Paradosso numero tre. I pacifisti, israeliani e non, hanno sempre predicato che bisognava abbandonare la mentalità da occupanti e trattare i palestinesi come persone degne di rispetto, e non come sudditi. Ma questo andava bene finché i palestinesi riconoscevano nei leader di Fatah i loro leader. Quando invece gli elettori palestinesi nei territori hanno scelto Hamas con elezioni corrette e democratiche, l’atteggiamento è inopinatamente cambiato. Oggi i pacifisti dicono che i palestinesi non intendevano veramente votare Hamas, e si prodigano per intervenire negli affari interni palestinesi, e vogliono che si faccia tutto il possibile per mettere Abu Mazen in condizione di riprendere il controllo dell’Autorità Palestinese. Come hanno potuto, questi palestinesi, scegliere dei leader che volevano loro, e non quelli che volevano i pacifisti? I pacifisti sostengono lo sgombero degli insediamenti solo se rafforza Abu Mazen come “partner per un accordo di pace”. Se Abu Mazen resta debole, meglio perpetuare quel “vero ostacolo alla pace” che sono gli insediamenti, almeno finché Fatah non sarà tornata al potere.
E la realtà?
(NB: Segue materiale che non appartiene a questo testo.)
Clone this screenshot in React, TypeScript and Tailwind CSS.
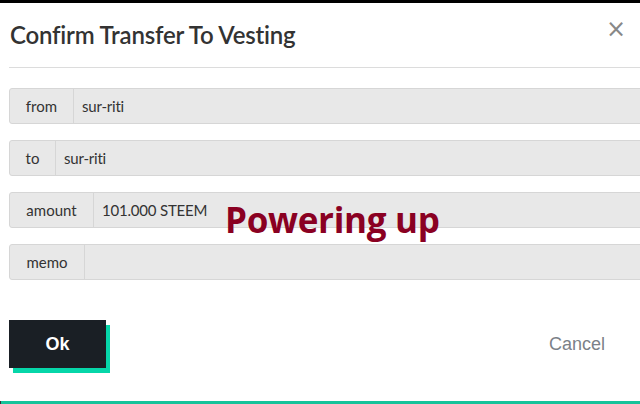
export default function App() {
  const rows = [
    { label: "from", value: "sur-riti", w: "w-[64px]" },
    { label: "to", value: "sur-riti", w: "w-[46px]" },
    { label: "amount", value: "101.000 STEEM", w: "w-[84px]" },
    { label: "memo", value: "", w: "w-[75px]" },
  ];

  return (
    <div className="relative w-[640px] h-[404px] overflow-hidden bg-white font-['Lato',sans-serif]">
      <div className="h-[3px] bg-black" />

      <div className="flex items-start justify-between pl-[10px] pr-[14px] pt-[16px] h-[64px]">
        <h1 className="text-[24px] leading-[32px] font-semibold text-[#333] tracking-[-0.2px]">Confirm Transfer To Vesting</h1>
        <span className="text-[24px] leading-[26px] text-[#888] font-['DejaVu_Sans',sans-serif] mt-[-3px]">×</span>
      </div>
      <div className="ml-[9px] h-px bg-[#dcdcdc]" />

      <div className="flex flex-col gap-[16px] pl-[9px] pt-[20px]">
        {rows.map((row) => (
          <div key={row.label} className="flex h-[36px] w-[660px] rounded-[3px] border border-[#d6d6d6] bg-[#e8e8e8] text-[15px] text-[#333]">
            <div className={`${row.w} flex items-center justify-center border-r border-[#d6d6d6] shrink-0`}>{row.label}</div>
            <div className="flex items-center pl-[8px] tracking-[-0.2px]">{row.value}</div>
          </div>
        ))}
      </div>

      <div className="absolute left-[225px] top-[196px] text-[35px] leading-[48px] font-bold text-[#8a0022] font-['Open_Sans',sans-serif] tracking-[-0.3px]">
        Powering up
      </div>

      <div className="flex items-center justify-between pl-[9px] pr-[35px] mt-[40px]">
        <div className="relative">
          <div className="absolute left-[4px] top-[5px] w-[97px] h-[48px] bg-[#06d6a9]" />
          <button className="relative w-[97px] h-[48px] bg-[#1a1f25] text-white text-[18px] font-bold font-['Liberation_Sans',sans-serif]">
            Ok
          </button>
        </div>
        <span className="text-[18px] text-[#7b8188] font-['Liberation_Sans',sans-serif]">Cancel</span>
      </div>

      <div className="absolute left-0 right-0 bottom-0 h-[3px] bg-[#15c39a] border-l border-[#333]" />
    </div>
  );
}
La realtà è che bisogna fissare delle priorità. Se Israele vuole stabilire un nuovo confine e ritirare i coloni nel proprio territorio al di qua di quel confine, deve farlo da sé. Condizionare il piano di convergenza ad un accordo coi palestinesi mentre l’Autorità Palestinese è così lacerata al proprio interno farebbe solo naufragare il ritiro. E l’idea che si possa barattare Yitzhar e Itamar con un ritorno di Fatah al potere è un’illusione sbagliata e pericolosa. Bisogna concentrarsi sulla questione principale, nella consapevolezza che su questo non c’è alcun paradosso: nelle circostanze attuali, la posizione degli arabi sarà sempre il contrario di quella di Israele, quale che sia.